I'm new to elasticsearch, and all I did was index some documents. Then on retrieving the term vectors, I noticed that there are quite a few terms that are truncated, here is a small example
"nationallypublic": {
"term_freq": 1,
"tokens": [
{
"position": 496,
"start_offset": 3126,
"end_offset": 3146
}
]
},
"natur": {
"term_freq": 1,
"tokens": [
{
"position": 60,
"start_offset": 373,
"end_offset": 380
}
]
},
These are some excerpts of the document, this one contains naturally
are some of the filmmakers ofthe 80s Its natural said Robert Friedman the senior vicepresident of worldwide advertising and publicity at Warner Bros
and another for nationallypublic (I know this is wrong word, but even then it should be included in complete) which should have been nationallypublicized
They were reported missing on June 21 several hours after beingstopped for speeding near Philadelphia Miss After a nationallypublicized search their bodies were discovered Aug 4 on a farmjust outside the town
I wonder if I did something wrong? Here's my settings and mappings
{
"ap1": {
"mappings": {
"document": {
"properties": {
"docno": {
"type": "string",
"index": "not_analyzed",
"store": true
},
"text": {
"type": "string",
"store": true,
"term_vector": "with_positions_offsets_payloads",
"analyzer": "my_english"
}
}
}
},
"settings": {
"index": {
"creation_date": "1422144472984",
"uuid": "QzT_sx4aRWOXGlEs2ATibw",
"analysis": {
"analyzer": {
"my_english": {
"type": "english",
"stopwords": "_none_"
}
}
},
"store": {
"type": "default"
},
"number_of_replicas": "0",
"number_of_shards": "1",
"version": {
"created": "1040299"
}
}
}
}
}
This is the effect of the stemmer. By default the snowball stemmer is also used as analyzer. The expected behaviour of stemmer is to convert words to its base form , like below -
Jumping => jump
Running = > run
And so on. snowball stemmer works on an algorithm to convert words to its base form. This means that the conversion might not be very accurate as in it will convert the token into a word that might represent the base form but not exactly base form.
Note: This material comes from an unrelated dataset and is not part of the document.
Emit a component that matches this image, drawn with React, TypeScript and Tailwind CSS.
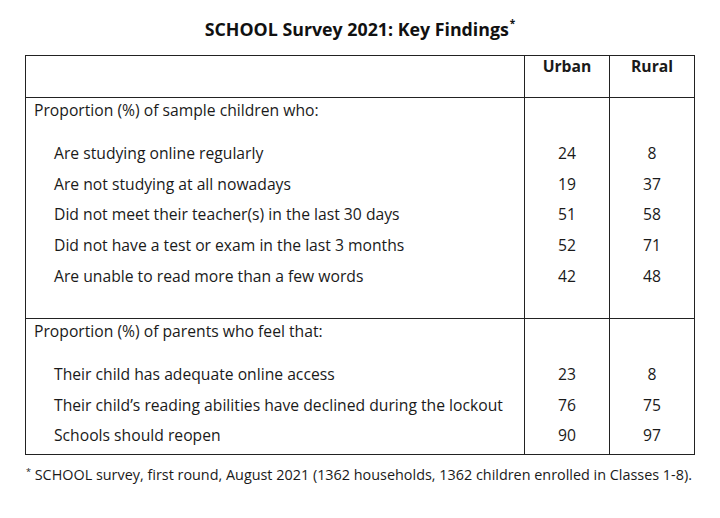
import React from "react";

type Row = { label: string; urban: number; rural: number };

const children: Row[] = [
  { label: "Are studying online regularly", urban: 24, rural: 8 },
  { label: "Are not studying at all nowadays", urban: 19, rural: 37 },
  { label: "Did not meet their teacher(s) in the last 30 days", urban: 51, rural: 58 },
  { label: "Did not have a test or exam in the last 3 months", urban: 52, rural: 71 },
  { label: "Are unable to read more than a few words", urban: 42, rural: 48 },
];

const parents: Row[] = [
  { label: "Their child has adequate online access", urban: 23, rural: 8 },
  { label: "Their child\u2019s reading abilities have declined during the lockout", urban: 76, rural: 75 },
  { label: "Schools should reopen", urban: 90, rural: 97 },
];

function Section({ title, rows, bottomPad }: { title: string; rows: Row[]; bottomPad: string }) {
  return (
    <div className="flex border-t border-[#222]">
      <div className="w-[498px] pl-[8px]">
        <div className="flex h-[24px] items-center">{title}</div>
        <div className="h-[16px]" />
        {rows.map((r) => (
          <div key={r.label} className="flex h-[30.6px] items-center pl-[20px]">
            {r.label}
          </div>
        ))}
        <div className={bottomPad} />
      </div>
      <div className="w-[85px] border-l border-[#222]">
        <div className="h-[40px]" />
        {rows.map((r) => (
          <div key={r.label} className="flex h-[30.6px] items-center justify-center">
            {r.urban}
          </div>
        ))}
      </div>
      <div className="w-[85px] border-l border-[#222]">
        <div className="h-[40px]" />
        {rows.map((r) => (
          <div key={r.label} className="flex h-[30.6px] items-center justify-center">
            {r.rural}
          </div>
        ))}
      </div>
    </div>
  );
}

export default function App() {
  return (
    <div className="h-[518px] w-[720px] bg-white text-[15.7px] leading-[20px] text-[#1a1a1a] [font-family:'Open_Sans','Liberation_Sans',sans-serif]">
      <div className="flex h-[55px] items-start justify-center pt-[17px]">
        <h1 className="text-[17.8px] font-bold leading-[24px] text-[#111]">
          SCHOOL Survey 2021: Key Findings
          <span className="relative -top-[9px] ml-[1px] text-[10px]">*</span>
        </h1>
      </div>
      <div className="ml-[25px] w-[670px] border border-[#222]">
        <div className="flex h-[41px] font-bold">
          <div className="w-[498px]" />
          <div className="flex w-[85px] items-start justify-center border-l border-[#222]">Urban</div>
          <div className="flex w-[85px] items-start justify-center border-l border-[#222]">Rural</div>
        </div>
        <Section title="Proportion (%) of sample children who:" rows={children} bottomPad="h-[27px]" />
        <Section title="Proportion (%) of parents who feel that:" rows={parents} bottomPad="h-[3px]" />
      </div>
      <div className="ml-[26px] mt-[10px] text-[14.4px]">
        <span className="relative -top-[5px] text-[9px]">*</span> SCHOOL survey, first round, August 2021 (1362 households, 1362 children enrolled in Classes 1-8).
      </div>
    </div>
  );
}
So effectively the following version happens while indexing and search
jumping => jmp
jump => jmp
jumped => jmp
And hence we are able to do successful stemming but there are corner cases where this is not accurate.
The token transformation you are seeing is not truncation but transformation done by snowball algorithm for stemming.
If you want accurate tokens here , a good idea would be to use hunspell which is dictionary based and hence will slow the search side.